Although immigrants no doubt will displace some low-skilled workers, primarily other immigrants, negative effects on such workers are much smaller than positive effects for everyone else. Professor Giovanni Peri of the University of California-Davis concludes that immigration raised wages of native-born Americans by six-tenths of a percent from 1990 to 2006. Senior Economist Pia Orrenius of the Federal Reserve Bank of Dallas finds a slight increase in wages for professionals and a slight decline for manual workers from immigration of less than 1 percent.

In short, the economy gains with more winners than losers. And this also makes it possible for winners to compensate those who lose from immigration -- and still come out ahead.

Immigrants have a strong work ethic. In 2012, 67 percent of foreign-born noncitizens participated in the labor force, compared with 63 percent of native-born Americans.

As part of a larger strategy to encourage economic growth, America needs to issue more visas and admit more immigrants legally. This would raise more tax revenue and confer a net benefit on the economy.
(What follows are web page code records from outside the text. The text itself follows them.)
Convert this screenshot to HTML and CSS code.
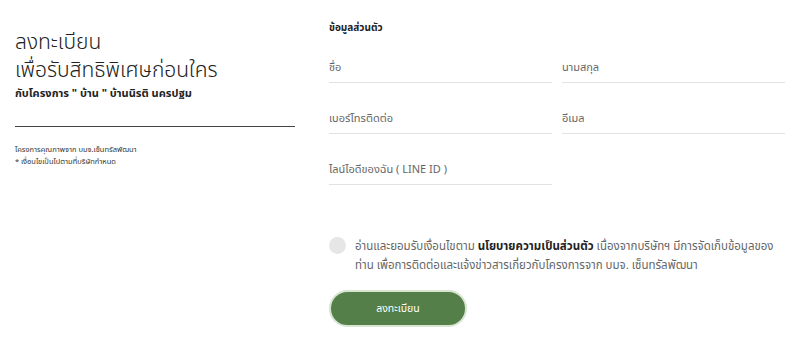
FILE: index.html
```html
<!DOCTYPE html>
<html lang="th">
<head>
<meta charset="utf-8">
<link rel="stylesheet" href="styles.css">
</head>
<body>
<div class="page">
  <section class="intro">
    <h1 class="title">ลงทะเบียน<br>เพื่อรับสิทธิพิเศษก่อนใคร</h1>
    <p class="subtitle">กับโครงการ " บ้าน " บ้านนิรติ นครปฐม</p>
    <hr class="rule">
    <p class="note">โครงการคุณภาพจาก บมจ.เซ็นทรัลพัฒนา</p>
    <p class="note">* เงื่อนไขเป็นไปตามที่บริษัทกำหนด</p>
  </section>
  <section class="form">
    <h2 class="section-title">ข้อมูลส่วนตัว</h2>
    <div class="fields">
      <div class="field">ชื่อ</div>
      <div class="field">นามสกุล</div>
      <div class="field">เบอร์โทรติดต่อ</div>
      <div class="field">อีเมล</div>
      <div class="field">ไลน์ไอดีของฉัน ( LINE ID )</div>
    </div>
    <div class="consent">
      <span class="check"></span>
      <p class="consent-text">อ่านและยอมรับเงื่อนไขตาม <b>นโยบายความเป็นส่วนตัว</b> เนื่องจากบริษัทฯ มีการจัดเก็บข้อมูลของ<br>ท่าน เพื่อการติดต่อและแจ้งข่าวสารเกี่ยวกับโครงการจาก บมจ. เซ็นทรัลพัฒนา</p>
    </div>
    <button class="submit">ลงทะเบียน</button>
  </section>
</div>
</body>
</html>
```
FILE: styles.css
```css
* { box-sizing: border-box; }
html, body { margin: 0; padding: 0; background: #fff; }
body {
  font-family: "Noto Sans", "Noto Sans Thai", "Liberation Sans", sans-serif;
  color: #222;
}
.page {
  display: flex;
  width: 800px;
  height: 343px;
  padding: 0 15px 0 15px;
}
.intro {
  width: 280px;
  padding-top: 27px;
}
.title {
  margin: 0;
  font-weight: 300;
  font-size: 21px;
  line-height: 28px;
  color: #222;
}
.subtitle {
  margin: 2px 0 0;
  font-size: 11px;
  font-weight: 700;
  line-height: 16px;
}
.rule {
  margin: 25px 0 0;
  border: 0;
  border-top: 1px solid #444;
}
.note {
  margin: 0;
  font-size: 7.5px;
  line-height: 12px;
  color: #333;
}
.rule + .note { margin-top: 16px; }
.form {
  margin-left: 34px;
  width: 456px;
  padding-top: 19px;
}
.section-title {
  margin: 0;
  font-size: 10px;
  font-weight: 700;
  line-height: 16px;
  color: #222;
}
.fields {
  margin-top: 16px;
  display: grid;
  grid-template-columns: 223px 223px;
  column-gap: 10px;
  row-gap: 19px;
}
.field {
  height: 32px;
  padding-top: 8px;
  font-size: 11px;
  line-height: 16px;
  color: #666;
  border-bottom: 1px solid #e2e2e2;
}
.consent {
  display: flex;
  align-items: flex-start;
  margin-top: 52px;
}
.check {
  flex: none;
  width: 17px;
  height: 17px;
  border-radius: 50%;
  background: #e6e6e6;
  margin: 0 9px 0 0;
}
.consent-text {
  margin: -1px 0 0;
  font-size: 11.5px;
  line-height: 19px;
  color: #666;
  white-space: nowrap;
}
.consent-text b { color: #222; font-weight: 700; }
.submit {
  display: block;
  margin-top: 16px;
  width: 138px;
  height: 37px;
  border-radius: 19px;
  background: #557f48;
  border: 2px solid #d6e4d0;
  color: #fff;
  font-family: inherit;
  font-size: 10.5px;
  cursor: pointer;
}
```
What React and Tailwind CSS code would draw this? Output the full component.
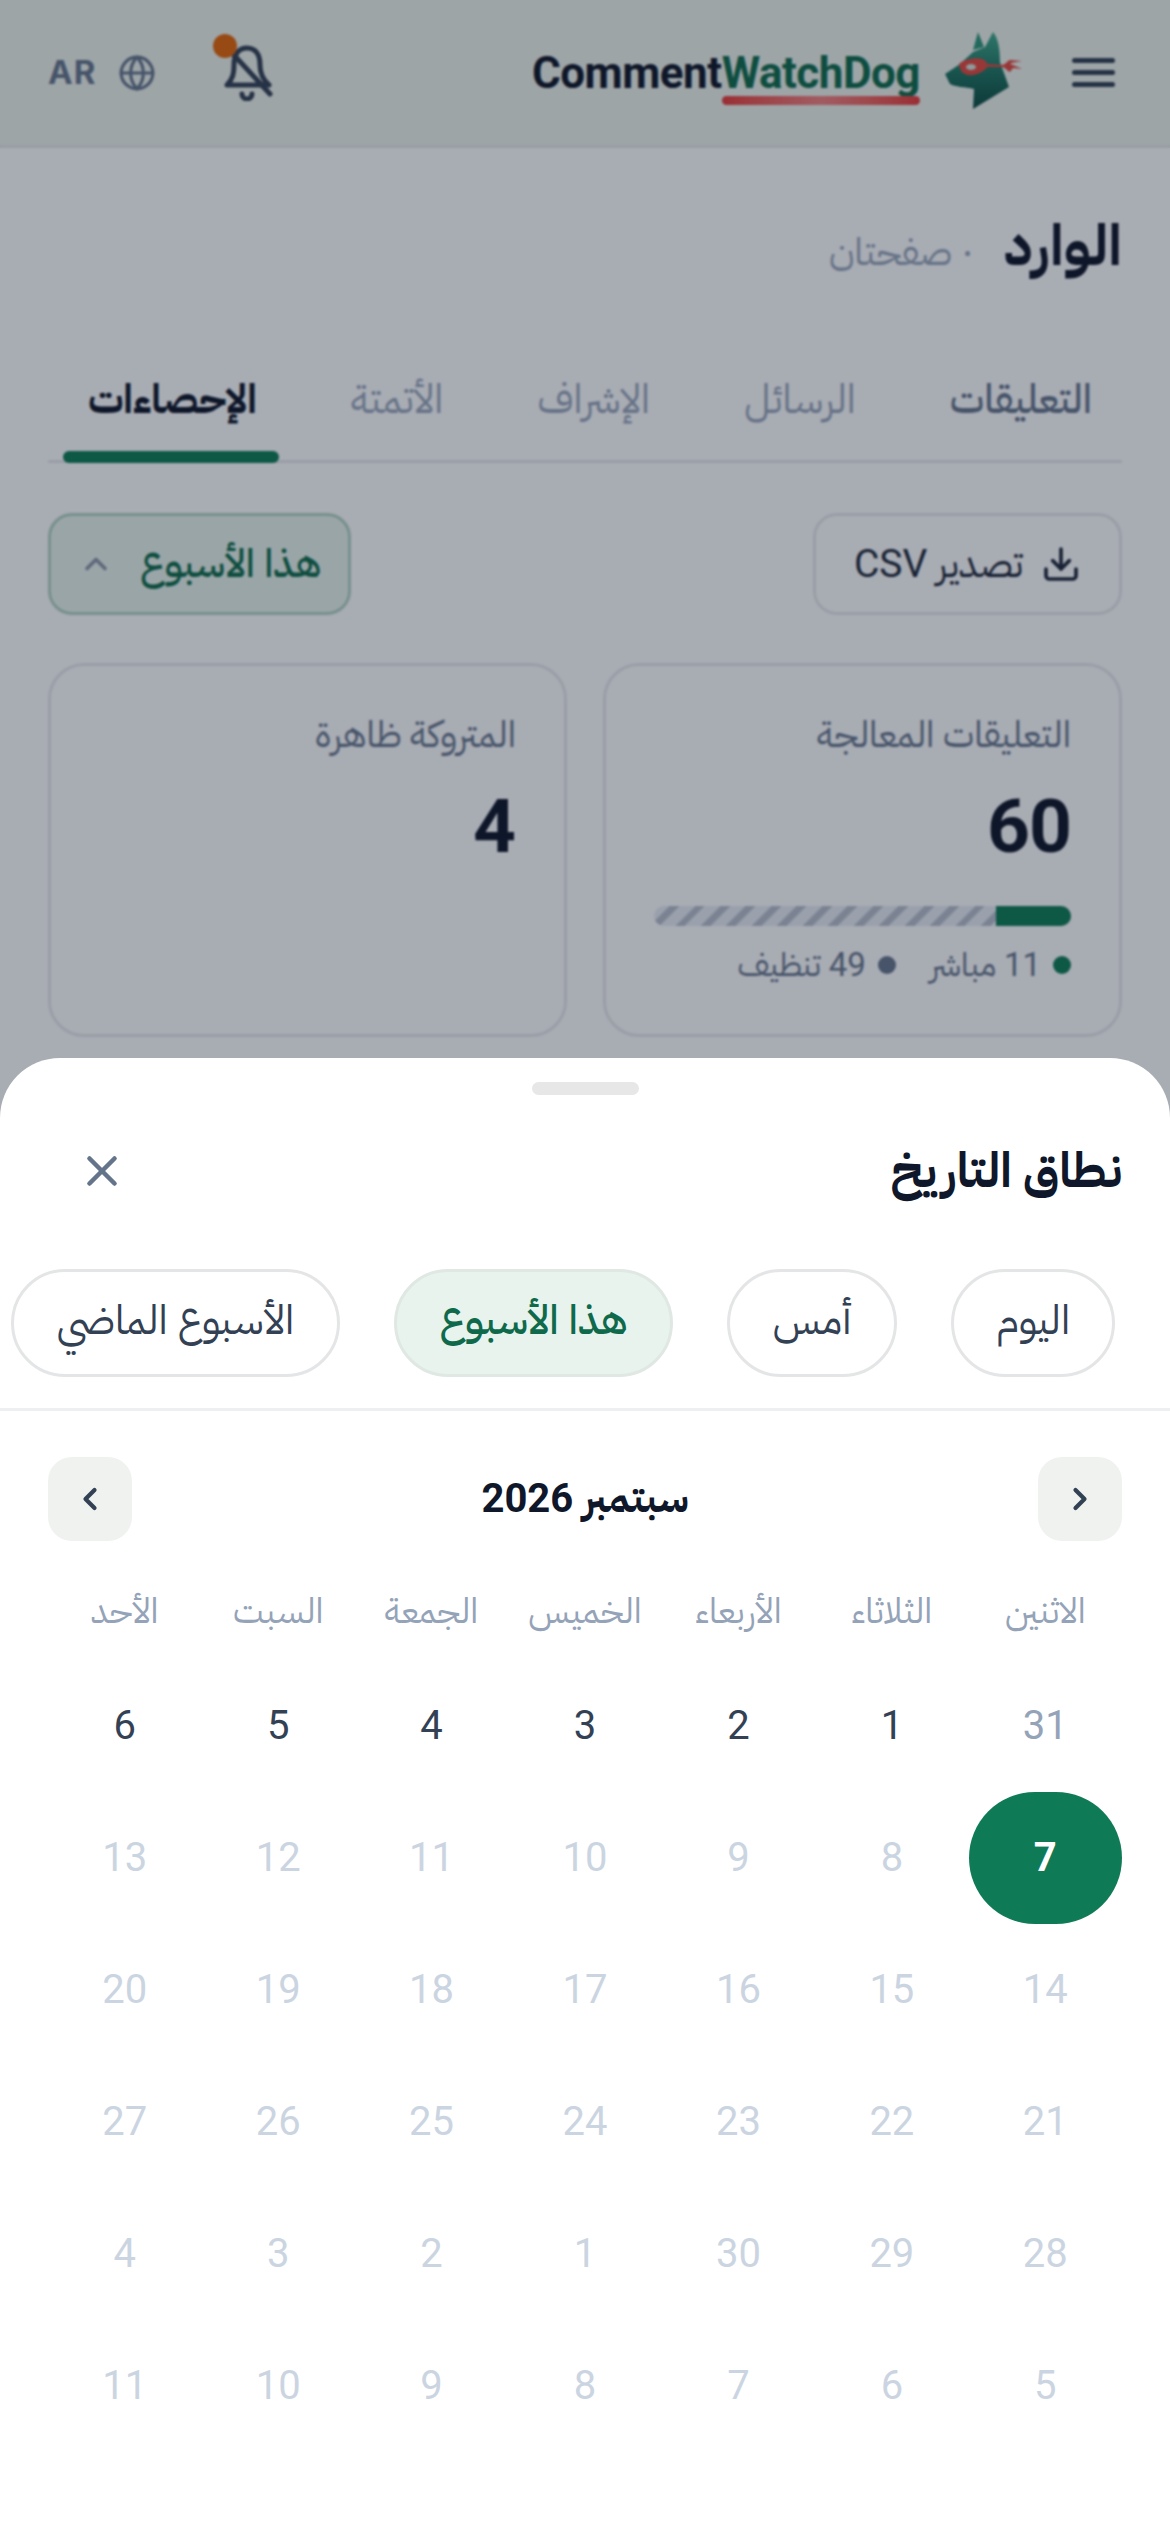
import React from "react";
import { Globe, Download, ChevronUp, ChevronLeft, ChevronRight, X } from "lucide-react";

const ar = { fontFamily: '"IBM Plex Sans Arabic","Noto Sans Arabic","Noto Sans","DejaVu Sans",sans-serif' };
const la = { fontFamily: '"Roboto",sans-serif' };

function Dog() {
  return (
    <svg width="78" height="77" viewBox="0 0 78 77" className="shrink-0">
      <defs>
        <linearGradient id="dg" x1="0" y1="0" x2="0" y2="1">
          <stop offset="0" stopColor="#3fa88c" />
          <stop offset="0.5" stopColor="#1f7563" />
          <stop offset="1" stopColor="#0c4a42" />
        </linearGradient>
      </defs>
      <path d="M33 0 L39 15 L28 18 Z" fill="#2d9478" />
      <path d="M48 0 C53 6 55 16 55 30 L64 55 L28 77 L29 57 C20 55 10 55 5 52 L0 42 L15 32 L28 20 L40 15 Z" fill="url(#dg)" />
      <path d="M14 32 C18 28 30 25 37 27 C40 28 42 30 42 32 L57 33 C60 33 62 29 65 28 L77 29 L66 31 C65 32 66 33 68 33 L77 37 L68 36 L65 40 C62 39 60 35 57 35 L42 35 C39 40 30 44 23 43 C19 42 15 40 14 32 Z" fill="#e0483f" />
      <ellipse cx="26" cy="35" rx="5" ry="3" fill="#cfe2da" />
    </svg>
  );
}

function Bell() {
  return (
    <svg width="50" height="56" viewBox="0 0 50 56" fill="none" stroke="#334155" strokeWidth="5" strokeLinecap="round" strokeLinejoin="round">
      <path d="M3 40 C9 34 10 28 10 20 C10 9 15 3 23 3 C31 3 36 9 36 20 C36 28 38 34 45 40 Z" />
      <path d="M9 9 L46 49" />
      <path d="M18 49 a5 5 0 0 0 10 0" />
    </svg>
  );
}

function Chip({ children, active, className = "" }) {
  return (
    <div className={`h-[108px] rounded-[54px] border-[3px] flex items-center justify-center shrink-0 text-[41px] pb-1 ${active ? "bg-[#e8f3ed] border-[#dfe8e3] text-[#0f6a4c] font-medium" : "bg-white border-[#e4e5e6] text-[#334155]"} ${className}`}>
      {children}
    </div>
  );
}

const days = [
  [31, 1, 2, 3, 4, 5, 6],
  [7, 8, 9, 10, 11, 12, 13],
  [14, 15, 16, 17, 18, 19, 20],
  [21, 22, 23, 24, 25, 26, 27],
  [28, 29, 30, 1, 2, 3, 4],
  [5, 6, 7, 8, 9, 10, 11],
];
const weekdays = ["الاثنين", "الثلاثاء", "الأربعاء", "الخميس", "الجمعة", "السبت", "الأحد"];

export default function App() {
  return (
    <div dir="rtl" style={ar} className="relative w-[1170px] h-[2532px] overflow-hidden bg-[#f8f9fb]">
      {/* page */}
      <header className="h-[148px] bg-[#e8eee9] border-b-[3px] border-[#e0e3e3] flex items-center justify-between pr-[55px] pl-[48px]">
        <div className="flex items-center">
          <svg width="43" height="29" viewBox="0 0 43 29" fill="#334155" className="shrink-0">
            <rect x="0" y="0" width="43" height="5" rx="2.5" />
            <rect x="0" y="12" width="43" height="5" rx="2.5" />
            <rect x="0" y="24" width="43" height="5" rx="2.5" />
          </svg>
          <div className="mr-[49px] mt-[-5px]"><Dog /></div>
          <div dir="ltr" style={la} className="mr-[25px] text-[44px] font-bold tracking-[-0.5px] leading-none text-[#0f172a]">
            <span>Comment</span><span className="relative inline-block text-[#0f6a4c]">WatchDog
              <span className="absolute left-0 right-0 top-[45px] h-[9px] rounded-full bg-gradient-to-r from-[#e23a3a] via-[#ec8080] to-[#e23a3a]" />
            </span>
          </div>
        </div>
        <div dir="ltr" className="flex items-center">
          <span className="text-[33px] font-bold text-[#64748b] tracking-[1px]" style={{ fontFamily: '"Inter",sans-serif' }}>AR</span>
          <Globe size={38} strokeWidth={2} className="ml-[22px] text-[#64748b]" />
          <div className="relative ml-[68px] mt-[1px]">
            <Bell />
            <div className="absolute -top-[11px] -left-[11px] w-6 h-6 rounded-full bg-[#e0640a]" />
          </div>
        </div>
      </header>

      <main className="px-[48px]">
        <div className="flex items-baseline gap-[30px] pt-[56px] h-[180px]">
          <h1 className="text-[57px] font-bold text-[#0f172a] leading-[84px]">الوارد</h1>
          <span className="text-[38.5px] text-[#94a3b8]">· صفحتان</span>
        </div>
        <div className="relative flex justify-between h-[135px] pr-[30px] pl-[40px] pt-[42px] border-b-[3px] border-[#e2e5e8] text-[40px] text-[#94a3b8]">
          <span className="text-[#64748b] font-medium">التعليقات</span>
          <span>الرسائل</span>
          <span>الإشراف</span>
          <span>الأتمتة</span>
          <span className="text-[#0f172a] font-bold">الإحصاءات</span>
          <div className="absolute left-[15px] bottom-[-3px] w-[216px] h-[12px] rounded-full bg-[#0f7a56]" />
        </div>

        <div className="flex justify-between mt-[50px]">
          <div className="h-[102px] w-[309px] rounded-[24px] border-[3px] border-[#e2e5e8] flex items-center justify-center gap-[18px] text-[39px] text-[#1e293b]">
            <Download size={40} strokeWidth={2.2} />
            <span>تصدير <span style={la}>CSV</span></span>
          </div>
          <div className="h-[102px] w-[303px] rounded-[24px] border-[3px] border-[#aed0c2] bg-[#e3efe9] flex items-center justify-center gap-[26px] text-[39.5px] text-[#0f6a4c] font-medium">
            <span>هذا الأسبوع</span>
            <ChevronUp size={36} strokeWidth={2.4} className="text-[#8692a6]" />
          </div>
        </div>

        <div className="grid grid-cols-2 gap-[36px] mt-[48px]">
          <div className="h-[374px] rounded-[36px] border-[3px] border-[#e2e5e8] px-[48px] pt-[42px]">
            <div className="text-[37px] text-[#64748b] leading-[54px]">التعليقات المعالجة</div>
            <div style={la} className="text-[75px] font-bold text-[#0f172a] leading-[80px] mt-[24px] tracking-[-1px]">60</div>
            <div className="flex h-[20px] rounded-full overflow-hidden mt-[40px] bg-[repeating-linear-gradient(135deg,#e2e8f0_0_11px,#b4bbc9_11px_18px)]">
              <div className="w-[75px] bg-[#0f7a56] h-full" />
            </div>
            <div className="flex items-center gap-[34px] mt-[14px] text-[33px] text-[#64748b]">
              <span className="flex items-center gap-[12px]"><i className="w-[18px] h-[18px] rounded-full bg-[#0f7a56]" /><span><span style={la}>11</span> مباشر</span></span>
              <span className="flex items-center gap-[12px]"><i className="w-[18px] h-[18px] rounded-full bg-[#64748b]" /><span><span style={la}>49</span> تنظيف</span></span>
            </div>
          </div>
          <div className="h-[374px] rounded-[36px] border-[3px] border-[#e2e5e8] px-[48px] pt-[42px]">
            <div className="text-[37px] text-[#64748b] leading-[54px]">المتروكة ظاهرة</div>
            <div style={la} className="text-[75px] font-bold text-[#0f172a] leading-[80px] mt-[24px]">4</div>
          </div>
        </div>
      </main>

      {/* scrim */}
      <div className="absolute inset-0 bg-[#0f172a]/[0.34] backdrop-blur-[1px]" />

      {/* sheet */}
      <div className="absolute inset-x-0 top-[1058px] bottom-0 bg-white rounded-t-[60px]">
        <div className="w-[107px] h-[13px] rounded-full bg-[#e6e7e6] mx-auto mt-[24px]" />
        <div className="flex items-center justify-between pr-[48px] pl-[77px] h-[110px] mt-[21px]">
          <h2 className="text-[48px] font-bold text-[#0f172a]">نطاق التاريخ</h2>
          <X size={50} strokeWidth={2.2} className="text-[#64748b]" />
        </div>
        <div className="flex gap-[54px] pr-[55px] mt-[43px] pb-[31px] border-b-[3px] border-[#eeeff0] overflow-hidden">
          <Chip className="w-[164px]">اليوم</Chip>
          <Chip className="w-[170px]">أمس</Chip>
          <Chip active className="w-[279px]">هذا الأسبوع</Chip>
          <Chip className="w-[329px]">الأسبوع الماضي</Chip>
        </div>
        <div className="flex items-center justify-between px-[48px] mt-[46px]">
          <div className="w-[84px] h-[84px] rounded-[24px] bg-[#eff2ef] flex items-center justify-center text-[#334155]"><ChevronRight size={36} strokeWidth={2.8} /></div>
          <div className="text-[40px] font-bold text-[#0f172a]">سبتمبر <span style={la}>2026</span></div>
          <div className="w-[84px] h-[84px] rounded-[24px] bg-[#eff2ef] flex items-center justify-center text-[#334155]"><ChevronLeft size={36} strokeWidth={2.8} /></div>
        </div>
        <div className="grid grid-cols-7 mx-[48px] mt-[44px] h-[50px] items-center text-center text-[35.5px] text-[#94a3b8]">
          {weekdays.map((d) => <div key={d}>{d}</div>)}
        </div>
        <div style={la} className="grid grid-cols-7 mx-[48px] mt-[25px]">
          {days.flat().map((d, i) => {
            const selected = i === 7;
            const inMonth = i >= 1 && i <= 6;
            return (
              <div key={i} className={`h-[132px] rounded-[66px] flex items-center justify-center text-[40px] ${selected ? "bg-[#0f7a56] text-white font-bold" : inMonth ? "text-[#334155]" : i === 0 ? "text-[#94a3b8]" : "text-[#cbd5e1]"}`}>{d}</div>
            );
          })}
        </div>
      </div>
    </div>
  );
}
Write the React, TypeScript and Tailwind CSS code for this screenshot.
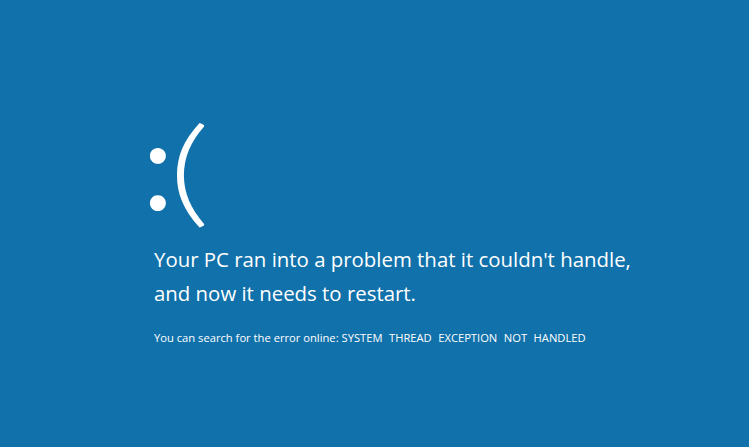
export default function App() {
  return (
    <main
      className="h-[447px] w-[749px] overflow-hidden bg-[#1171aa] text-white"
      style={{ fontFamily: '"Open Sans", "Noto Sans", sans-serif' }}
    >
      <div className="flex flex-col pl-[154px] pt-[109px]">
        <div className="-ml-[12px] flex h-[117px] items-start [font-family:Lato,'Open_Sans',sans-serif]">
          <span className="mt-[-11px] text-[127px] leading-[127px] font-normal tracking-[-6px]">:</span>
          <span className="mt-[0px] origin-left scale-x-[1.4] text-[117px] leading-[117px] font-light">(</span>
        </div>
        <p className="mt-[16px] text-[20.4px] leading-[34px]">
          Your PC ran into a problem that it couldn't handle,
          <br />
          and now it needs to restart.
        </p>
        <p className="mt-[20px] text-[11.2px] leading-[16px]">
          You can search for the error online:{" "}
          <span className="[word-spacing:3.6px]">SYSTEM THREAD EXCEPTION NOT HANDLED</span>
        </p>
      </div>
    </main>
  );
}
Arlene Holen of the Technology Policy Institute has estimated that if there had been no constraints on green card and H-1B temporary work visas, then from 2003 to 2007 an additional 182,000 foreign graduates would have earned $14 billion in 2008, and they would have paid $2.7 billion to $3.6 billion in taxes.

Immigrants come to America because they see opportunity, gaps in our economy that they have the skills to fill. America’s goal should be a policy that enables them to come legally, and fosters economic growth. President Obama should work with Congress to change existing law.